Este presidente terá muita autoridade legal, que deve ser respeitada. Mas para além disso, nada mais: ele não merece deferência e certamente não merece o benefício da dúvida.

E quando, como você sabe que acontecerá, a administração começar a tratar as críticas a ela como deficiência de patriotismo, a resposta deve ser: "Vocês devem estar brincando". Trump, ao que tudo aponta, é o candidato siberiano, levado ao poder com a ajuda de uma potência estrangeira à qual ele é notavelmente deferente. E é aos críticos dele que falta patriotismo?

Será que reconhecer a mácula do novo governo trará algo de bom? Talvez isso mova as consciências de pelo menos alguns republicanos. Lembre-se de que muitas das coisas que Trump tentará fazer podem ser bloqueadas com a ajuda de apenas três senadores republicanos.

Já que a política é o que é, a espinha dorsal moral do Congresso ganhará firmeza se surgirem claros sinais de que o público está indignado com o que está acontecendo. E haverá chance de expressar essa indignação diretamente dentro de apenas dois anos —não só nas eleições legislativas, mas nas eleições para o governo de muitos Estados.

No entanto, a indignação quanto à eleição maculada não pode servir como única base da política oposicionista. Também será crucial manter a pressão quanto às políticas públicas promovidas pelo novo governo.

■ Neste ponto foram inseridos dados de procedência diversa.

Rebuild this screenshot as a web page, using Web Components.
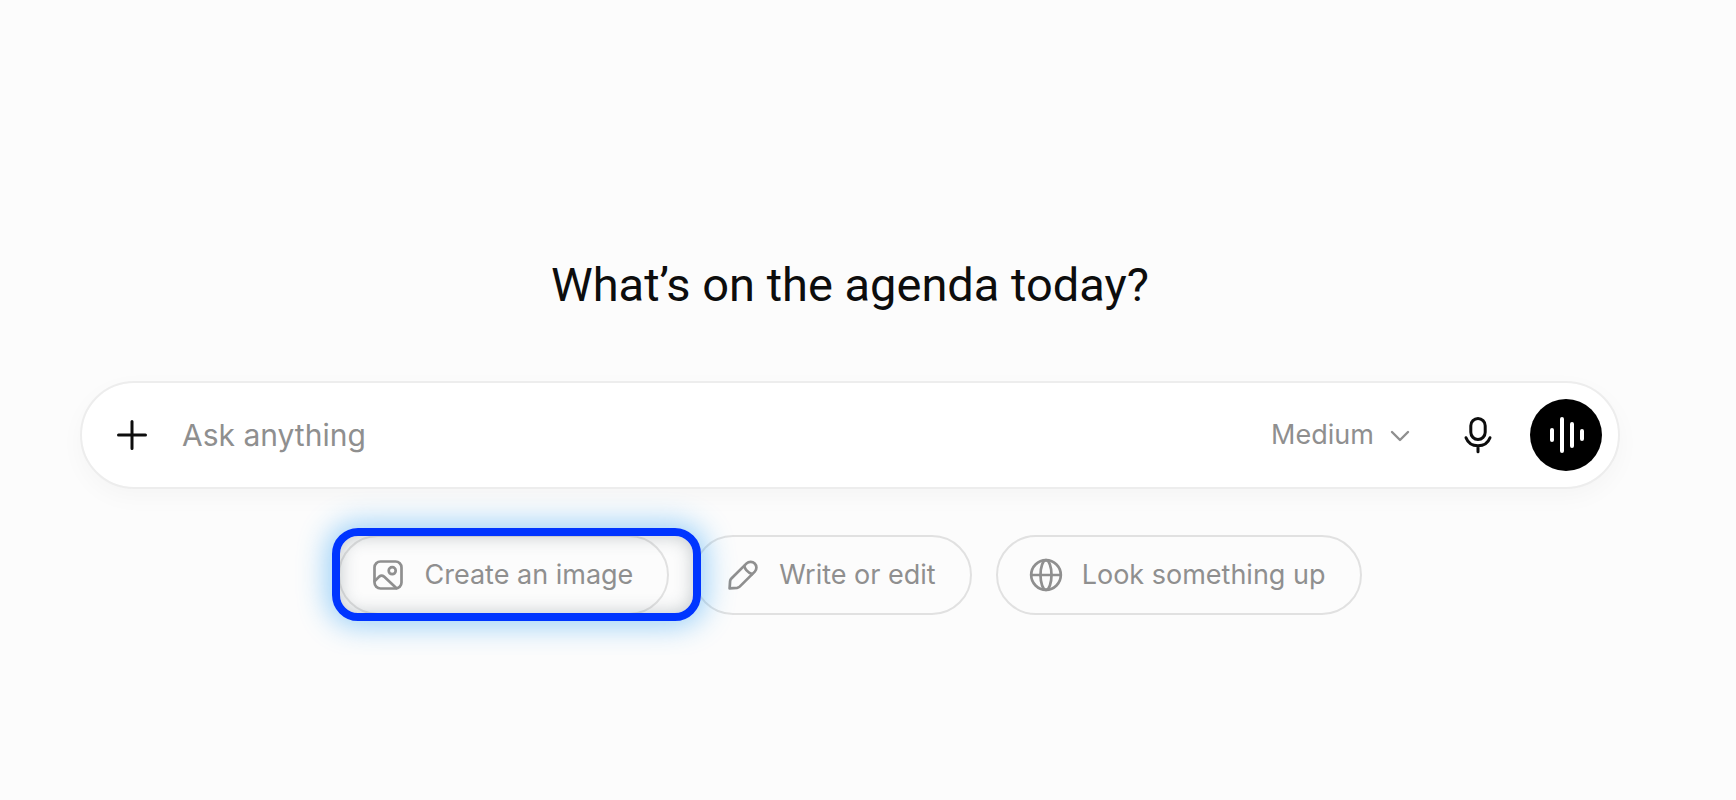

Tudo que vimos até agora aponta que Trump trairá grotescamente os interesses dos eleitores brancos de classe trabalhadora que foram seus mais entusiásticos partidários, privando-os de cobertura de saúde e de segurança na aposentadoria, e essa traição deve ser exposta.

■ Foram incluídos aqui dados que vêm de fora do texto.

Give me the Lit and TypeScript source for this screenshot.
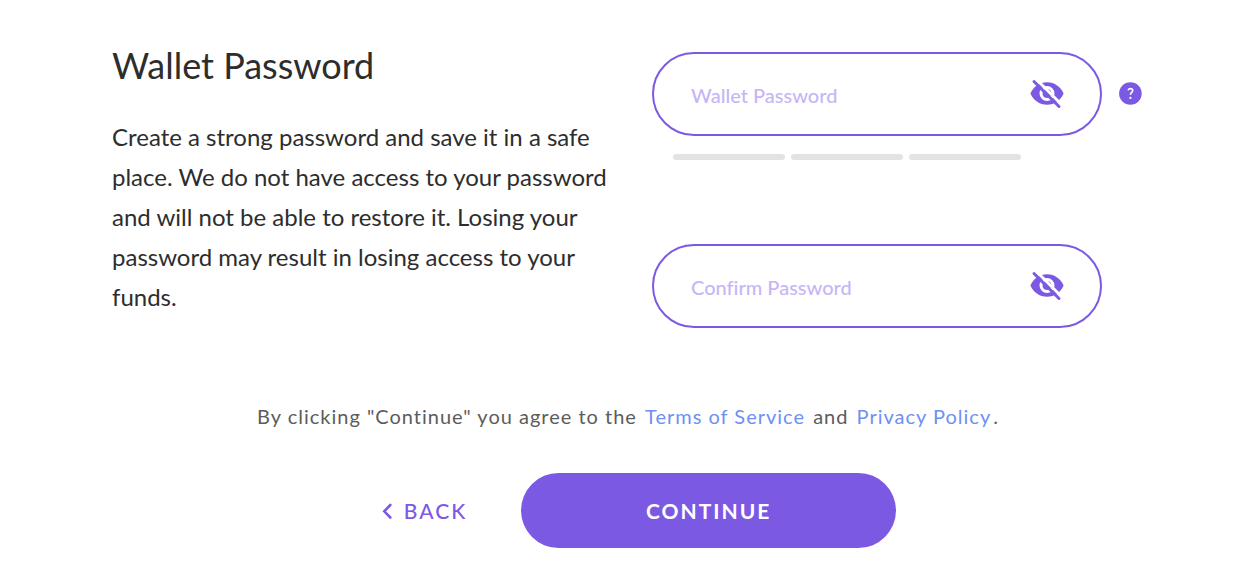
import { LitElement, html, css } from "lit";
import { customElement, property, state } from "lit/decorators.js";

@customElement("password-field")
class PasswordField extends LitElement {
  @property() label = "";
  @property() name = "";
  @state() private shown = false;

  static styles = css`
    :host { display: block; }
    .field {
      display: flex;
      align-items: center;
      box-sizing: border-box;
      height: 84px;
      padding: 0 35px 0 37px;
      border: 2px solid #7c59e3;
      border-radius: 42px;
    }
    input {
      flex: 1;
      min-width: 0;
      height: 40px;
      box-sizing: border-box;
      padding: 2px 0 0;
      border: 0;
      outline: 0;
      background: none;
      color: #2d2d2d;
      font: 500 20px/24px Lato, sans-serif;
      font-variant-ligatures: none;
    }
    input::placeholder { color: #c6b6f5; opacity: 1; }
    button {
      flex: none;
      display: flex;
      padding: 0;
      border: 0;
      background: none;
      color: #7c59e3;
      cursor: pointer;
    }
    svg { width: 36px; height: 36px; }
  `;

  render() {
    return html`<div class="field">
      <input
        type=${this.shown ? "text" : "password"}
        name=${this.name}
        placeholder=${this.label}
        aria-label=${this.label}
      />
      <button type="button" aria-label="Toggle visibility" @click=${() => (this.shown = !this.shown)}>
        <svg viewBox="0 0 36 36" fill="none" aria-hidden="true">
          <path fill="currentColor" d="M1.500 17.500C4.100 10.900 10.500 6.300 18 6.300S31.900 10.900 34.500 17.500C31.900 24.100 25.500 28.700 18 28.700S4.100 24.100 1.500 17.500z" />
          <circle cx="18" cy="17.500" r="6" stroke="#fff" stroke-width="3" />
          <path d="M7 3L33 29" stroke="#fff" stroke-width="3" />
          <path d="M5 5.500L30 30.500" stroke="currentColor" stroke-width="3" stroke-linecap="round" />
        </svg>
      </button>
    </div>`;
  }
}

@customElement("app-root")
class AppRoot extends LitElement {
  static styles = css`
    :host {
      display: block;
      background: #fff;
      color: #2d2d2d;
      font-family: Lato, sans-serif;
    }
    form { padding: 42px 91px 20px 112px; }
    .top { display: flex; gap: 40px; }
    .intro { flex: 1 1 0; min-width: 0; }
    h1 { margin: 0; font-size: 36px; line-height: 46px; font-weight: 400; }
    .intro p {
      margin: 29px 0 0;
      font-size: 24px;
      line-height: 40px;
    }
    .fields { flex: 0 0 490px; padding-top: 10px; }
    .row { display: flex; align-items: center; gap: 16px; }
    password-field { flex: 0 0 450px; }
    .help {
      display: flex;
      padding: 0;
      border: 0;
      background: none;
      cursor: pointer;
    }
    .help svg { width: 24px; height: 24px; }
    .strength { display: flex; gap: 6px; padding: 18px 0 84px 21px; }
    .bar { width: 112px; height: 6px; border-radius: 3px; background: #e3e3e3; }
    .terms {
      margin: 71px 0 0;
      padding-left: 2px;
      text-align: center;
      font-size: 20px;
      line-height: 34px;
      letter-spacing: 1px;
      color: #5c5c5c;
    }
    a { padding: 0 2px; color: #6e8ff5; text-decoration: none; }
    .actions {
      display: flex;
      justify-content: center;
      align-items: center;
      gap: 54px;
      margin-top: 40px;
      padding-left: 24px;
    }
    .back, .continue {
      border: 0;
      font: 700 21px/24px Lato, sans-serif;
      letter-spacing: 2px;
      cursor: pointer;
    }
    .back {
      display: flex;
      align-items: center;
      gap: 12px;
      padding: 0;
      background: none;
      color: #7c59e3;
      font-weight: 500;
    }
    .back svg { width: 10px; height: 16px; }
    .continue {
      width: 375px;
      height: 75px;
      border-radius: 38px;
      background: #7c59e3;
      color: #fff;
    }
  `;

  render() {
    return html`<form @submit=${(e: Event) => e.preventDefault()}>
      <div class="top">
        <section class="intro">
          <h1>Wallet Password</h1>
          <p>
            Create a strong password and save it in a safe place. We do not have access to your
            password and will not be able to restore it. Losing your password may result in losing
            access to your funds.
          </p>
        </section>
        <section class="fields">
          <div class="row">
            <password-field label="Wallet Password" name="password"></password-field>
            <button type="button" class="help" aria-label="Password help">
              <svg viewBox="0 0 24 24" aria-hidden="true">
                <circle cx="12.400" cy="11.500" r="11.300" fill="#7c59e3" />
                <path d="M10 8.300c.5-1.300 1.400-1.700 2.500-1.700 1.300 0 2.200.7 2.200 1.900 0 1.700-2.300 2-2.300 4.200" fill="none" stroke="#fff" stroke-width="1.600" />
                <circle cx="12.400" cy="15.900" r="1.100" fill="#fff" />
              </svg>
            </button>
          </div>
          <div class="strength">
            <div class="bar"></div>
            <div class="bar"></div>
            <div class="bar"></div>
          </div>
          <div class="row">
            <password-field label="Confirm Password" name="confirm"></password-field>
          </div>
        </section>
      </div>
      <p class="terms">
        By clicking "Continue" you agree to the <a href="#terms">Terms of Service</a> and
        <a href="#privacy">Privacy Policy</a>.
      </p>
      <div class="actions">
        <button type="button" class="back">
          <svg viewBox="0 0 10 16" fill="none" stroke="currentColor" stroke-width="2.600" stroke-linecap="round" aria-hidden="true">
            <path d="M8.300 2L2.300 8.300L8.300 14.500" />
          </svg>
          BACK
        </button>
        <button type="submit" class="continue">CONTINUE</button>
      </div>
    </form>`;
  }
}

Mas o que deveríamos fazer é contemplar a um só tempo o futuro e o passado, e criticar tanto a maneira pela qual Trump ganhou o poder quanto a maneira pela qual ele o vem usando. Pessoalmente, ainda estou tentando descobrir de que maneira manter minha raiva em ponto de ebulição - permitir que ela extravase não ajudaria, mas tampouco quero que ela esfrie. A eleição deste ano foi um ultraje, e jamais devemos esquecer o fato.